__Dataset records__.

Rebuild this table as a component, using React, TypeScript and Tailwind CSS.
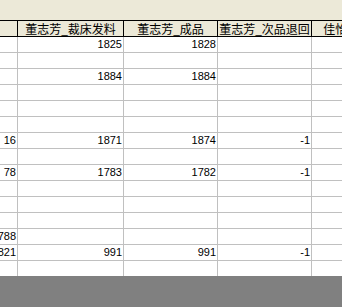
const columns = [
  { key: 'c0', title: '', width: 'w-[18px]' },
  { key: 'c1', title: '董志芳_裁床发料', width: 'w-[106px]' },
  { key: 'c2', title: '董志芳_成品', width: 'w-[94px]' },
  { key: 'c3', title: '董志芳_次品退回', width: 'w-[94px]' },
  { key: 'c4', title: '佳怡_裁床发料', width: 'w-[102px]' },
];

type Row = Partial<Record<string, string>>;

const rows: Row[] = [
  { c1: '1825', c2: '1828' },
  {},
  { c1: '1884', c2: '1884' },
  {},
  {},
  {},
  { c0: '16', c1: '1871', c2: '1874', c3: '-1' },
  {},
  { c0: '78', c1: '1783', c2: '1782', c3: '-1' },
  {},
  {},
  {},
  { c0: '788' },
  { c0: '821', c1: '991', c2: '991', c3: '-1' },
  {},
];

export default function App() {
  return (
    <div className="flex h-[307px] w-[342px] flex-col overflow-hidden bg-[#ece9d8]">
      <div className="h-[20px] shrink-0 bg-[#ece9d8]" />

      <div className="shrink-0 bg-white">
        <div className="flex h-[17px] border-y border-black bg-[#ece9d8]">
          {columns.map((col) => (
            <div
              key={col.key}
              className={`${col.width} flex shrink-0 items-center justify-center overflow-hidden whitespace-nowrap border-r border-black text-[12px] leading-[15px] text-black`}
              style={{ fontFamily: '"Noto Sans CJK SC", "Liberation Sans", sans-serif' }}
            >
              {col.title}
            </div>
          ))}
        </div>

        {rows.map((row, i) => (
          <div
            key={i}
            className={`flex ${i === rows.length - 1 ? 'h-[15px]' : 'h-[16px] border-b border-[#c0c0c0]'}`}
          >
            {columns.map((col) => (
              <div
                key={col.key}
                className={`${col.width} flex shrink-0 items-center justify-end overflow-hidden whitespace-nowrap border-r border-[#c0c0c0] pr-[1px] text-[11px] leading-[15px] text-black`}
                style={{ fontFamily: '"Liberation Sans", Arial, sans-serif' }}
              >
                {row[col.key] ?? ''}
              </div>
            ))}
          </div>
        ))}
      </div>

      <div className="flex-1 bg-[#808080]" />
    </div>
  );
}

---

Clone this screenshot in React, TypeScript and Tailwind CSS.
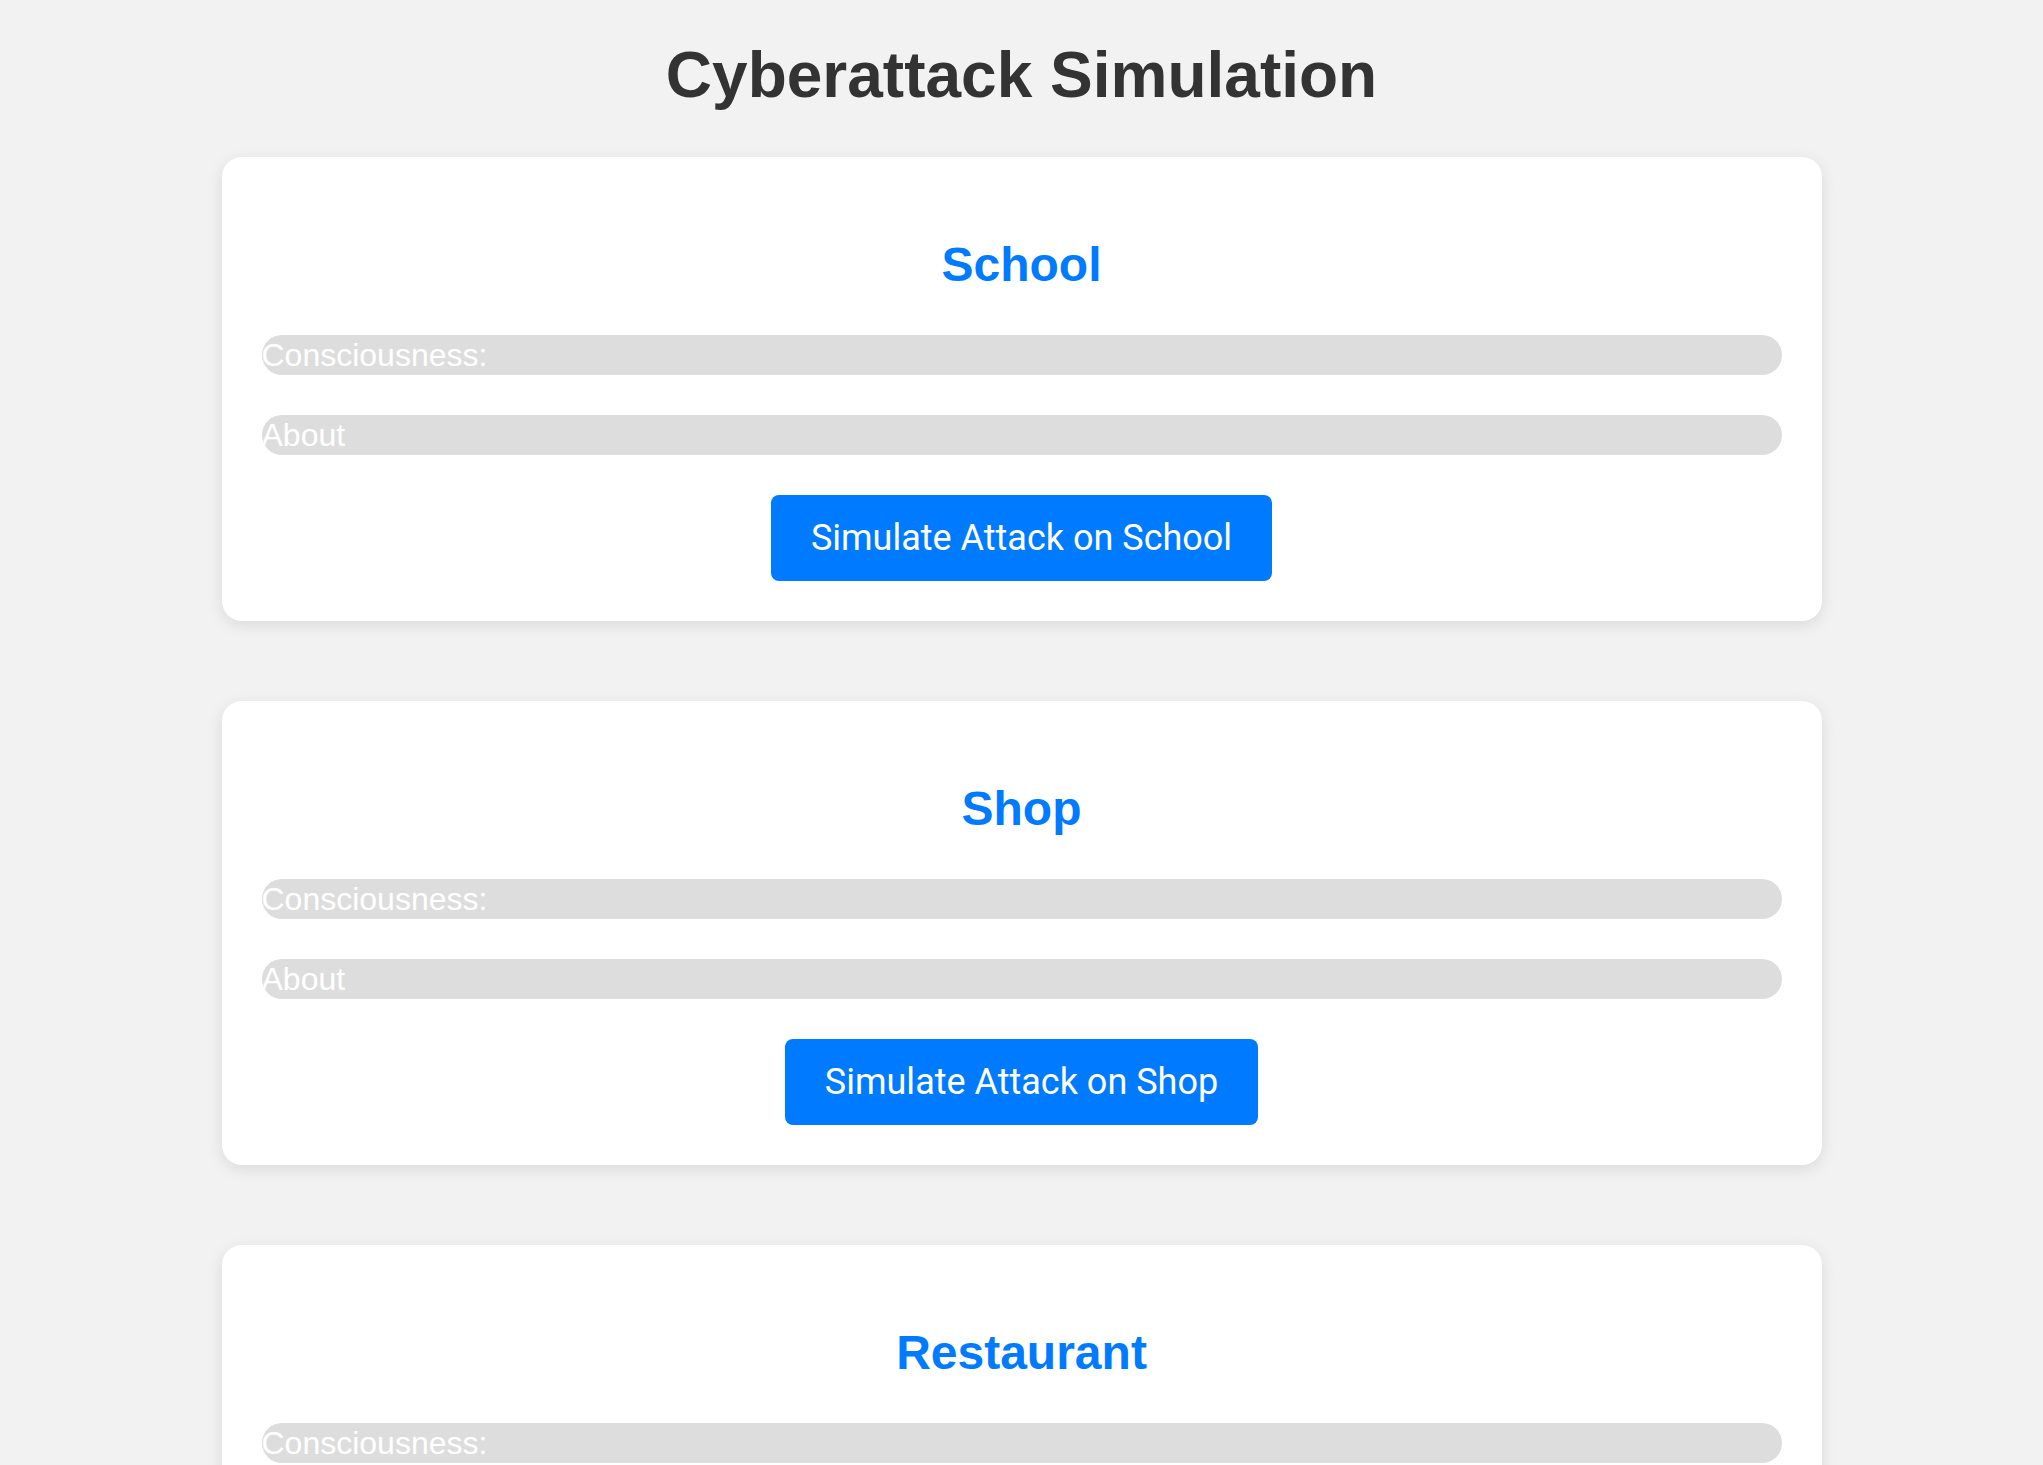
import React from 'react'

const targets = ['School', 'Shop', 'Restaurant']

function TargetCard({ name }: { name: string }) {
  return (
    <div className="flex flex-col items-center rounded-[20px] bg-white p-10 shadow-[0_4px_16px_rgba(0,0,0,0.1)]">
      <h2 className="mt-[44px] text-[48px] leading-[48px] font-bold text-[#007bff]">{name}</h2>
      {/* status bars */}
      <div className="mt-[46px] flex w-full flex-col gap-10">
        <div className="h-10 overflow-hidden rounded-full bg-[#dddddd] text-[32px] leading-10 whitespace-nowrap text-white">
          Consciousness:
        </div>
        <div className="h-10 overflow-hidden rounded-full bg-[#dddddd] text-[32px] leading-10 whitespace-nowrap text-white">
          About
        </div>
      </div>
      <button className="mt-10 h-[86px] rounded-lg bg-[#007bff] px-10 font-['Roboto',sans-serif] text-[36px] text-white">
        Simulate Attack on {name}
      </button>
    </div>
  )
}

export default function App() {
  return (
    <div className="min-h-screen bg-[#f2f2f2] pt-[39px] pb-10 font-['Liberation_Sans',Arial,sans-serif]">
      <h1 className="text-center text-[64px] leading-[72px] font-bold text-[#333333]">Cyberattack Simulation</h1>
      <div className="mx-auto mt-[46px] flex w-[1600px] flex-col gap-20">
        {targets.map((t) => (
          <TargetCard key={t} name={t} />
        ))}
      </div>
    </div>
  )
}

* * *

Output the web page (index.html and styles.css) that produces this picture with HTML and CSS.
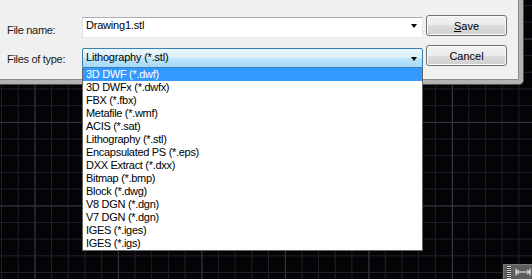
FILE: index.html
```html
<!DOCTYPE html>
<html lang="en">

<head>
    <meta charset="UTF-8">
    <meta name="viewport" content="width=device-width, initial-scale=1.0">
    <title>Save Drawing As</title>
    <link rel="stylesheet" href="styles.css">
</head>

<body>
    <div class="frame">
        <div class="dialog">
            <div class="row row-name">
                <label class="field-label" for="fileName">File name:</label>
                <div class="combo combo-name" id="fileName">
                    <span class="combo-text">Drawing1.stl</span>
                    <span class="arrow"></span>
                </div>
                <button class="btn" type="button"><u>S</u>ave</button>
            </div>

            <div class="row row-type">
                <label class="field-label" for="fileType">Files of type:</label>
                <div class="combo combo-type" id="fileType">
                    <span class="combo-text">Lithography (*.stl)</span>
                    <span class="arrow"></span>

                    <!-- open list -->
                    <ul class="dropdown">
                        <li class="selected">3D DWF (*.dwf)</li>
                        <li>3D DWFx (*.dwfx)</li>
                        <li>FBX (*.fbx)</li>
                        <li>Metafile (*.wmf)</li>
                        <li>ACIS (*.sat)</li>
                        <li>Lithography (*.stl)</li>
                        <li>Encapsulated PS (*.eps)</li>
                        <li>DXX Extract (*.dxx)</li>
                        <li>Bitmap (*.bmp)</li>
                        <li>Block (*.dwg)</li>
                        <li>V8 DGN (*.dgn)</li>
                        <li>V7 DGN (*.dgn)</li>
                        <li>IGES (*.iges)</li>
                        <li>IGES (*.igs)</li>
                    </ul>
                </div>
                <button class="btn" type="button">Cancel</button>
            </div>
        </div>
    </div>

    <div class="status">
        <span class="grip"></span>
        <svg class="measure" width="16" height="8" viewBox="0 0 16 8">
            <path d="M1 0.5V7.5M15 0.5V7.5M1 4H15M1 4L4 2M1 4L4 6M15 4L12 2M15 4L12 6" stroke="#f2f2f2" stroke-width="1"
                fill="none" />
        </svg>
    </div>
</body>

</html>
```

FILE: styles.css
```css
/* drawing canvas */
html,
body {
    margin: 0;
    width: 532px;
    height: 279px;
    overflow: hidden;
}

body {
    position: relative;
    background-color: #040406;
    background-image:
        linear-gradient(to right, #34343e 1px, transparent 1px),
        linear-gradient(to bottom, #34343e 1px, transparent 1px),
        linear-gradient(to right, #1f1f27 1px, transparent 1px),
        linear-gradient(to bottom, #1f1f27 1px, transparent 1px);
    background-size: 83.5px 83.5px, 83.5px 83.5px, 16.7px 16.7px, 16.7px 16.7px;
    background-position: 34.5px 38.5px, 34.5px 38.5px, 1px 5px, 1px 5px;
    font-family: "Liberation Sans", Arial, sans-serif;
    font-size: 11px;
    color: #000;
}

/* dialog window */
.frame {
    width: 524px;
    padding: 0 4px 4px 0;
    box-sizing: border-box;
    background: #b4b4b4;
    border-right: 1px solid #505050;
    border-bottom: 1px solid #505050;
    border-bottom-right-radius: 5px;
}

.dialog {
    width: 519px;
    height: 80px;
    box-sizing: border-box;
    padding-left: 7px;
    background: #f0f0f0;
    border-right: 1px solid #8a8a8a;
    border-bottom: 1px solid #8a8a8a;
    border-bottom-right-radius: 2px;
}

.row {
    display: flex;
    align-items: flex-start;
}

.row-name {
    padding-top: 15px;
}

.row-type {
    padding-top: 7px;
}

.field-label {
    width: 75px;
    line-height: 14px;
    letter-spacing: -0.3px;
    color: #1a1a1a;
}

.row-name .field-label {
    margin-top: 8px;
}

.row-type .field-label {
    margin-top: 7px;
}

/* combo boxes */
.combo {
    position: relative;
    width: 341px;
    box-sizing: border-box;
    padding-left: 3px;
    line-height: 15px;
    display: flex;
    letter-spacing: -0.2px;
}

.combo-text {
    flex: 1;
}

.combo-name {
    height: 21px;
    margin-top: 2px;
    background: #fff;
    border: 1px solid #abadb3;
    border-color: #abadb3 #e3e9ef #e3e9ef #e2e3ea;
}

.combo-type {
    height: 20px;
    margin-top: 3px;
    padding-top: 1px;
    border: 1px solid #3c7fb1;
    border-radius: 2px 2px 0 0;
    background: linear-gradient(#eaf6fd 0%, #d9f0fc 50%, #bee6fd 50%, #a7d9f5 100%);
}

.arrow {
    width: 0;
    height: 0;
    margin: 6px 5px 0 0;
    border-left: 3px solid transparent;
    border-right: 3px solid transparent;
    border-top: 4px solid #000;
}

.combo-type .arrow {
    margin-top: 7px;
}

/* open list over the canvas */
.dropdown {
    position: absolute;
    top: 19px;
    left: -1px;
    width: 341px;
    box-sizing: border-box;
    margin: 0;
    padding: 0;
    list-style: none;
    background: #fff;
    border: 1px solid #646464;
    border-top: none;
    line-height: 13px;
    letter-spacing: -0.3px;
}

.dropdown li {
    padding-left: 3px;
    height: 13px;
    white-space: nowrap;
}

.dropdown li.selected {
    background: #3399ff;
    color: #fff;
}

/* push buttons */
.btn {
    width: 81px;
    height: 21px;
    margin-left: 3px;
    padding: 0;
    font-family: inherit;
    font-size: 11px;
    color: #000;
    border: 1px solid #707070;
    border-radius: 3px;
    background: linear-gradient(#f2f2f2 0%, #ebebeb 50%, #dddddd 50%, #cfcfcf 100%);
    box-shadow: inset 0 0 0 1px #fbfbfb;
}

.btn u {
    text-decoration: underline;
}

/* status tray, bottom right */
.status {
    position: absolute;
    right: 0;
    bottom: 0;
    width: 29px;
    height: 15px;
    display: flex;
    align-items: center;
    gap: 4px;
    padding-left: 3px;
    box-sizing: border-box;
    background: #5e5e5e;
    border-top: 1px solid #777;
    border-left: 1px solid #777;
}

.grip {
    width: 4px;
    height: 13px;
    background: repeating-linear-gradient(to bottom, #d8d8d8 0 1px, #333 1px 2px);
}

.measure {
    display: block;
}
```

__Exercise requirements__.
In the listing above, find the line containing "Clone this screenshot" and the line containing "const targets = ['School', 'Shop', 'Restaurant']", then return both of them and every line between, exactly, without pictures.

__Result of the task__.
Clone this screenshot in React, TypeScript and Tailwind CSS.
import React from 'react'

const targets = ['School', 'Shop', 'Restaurant']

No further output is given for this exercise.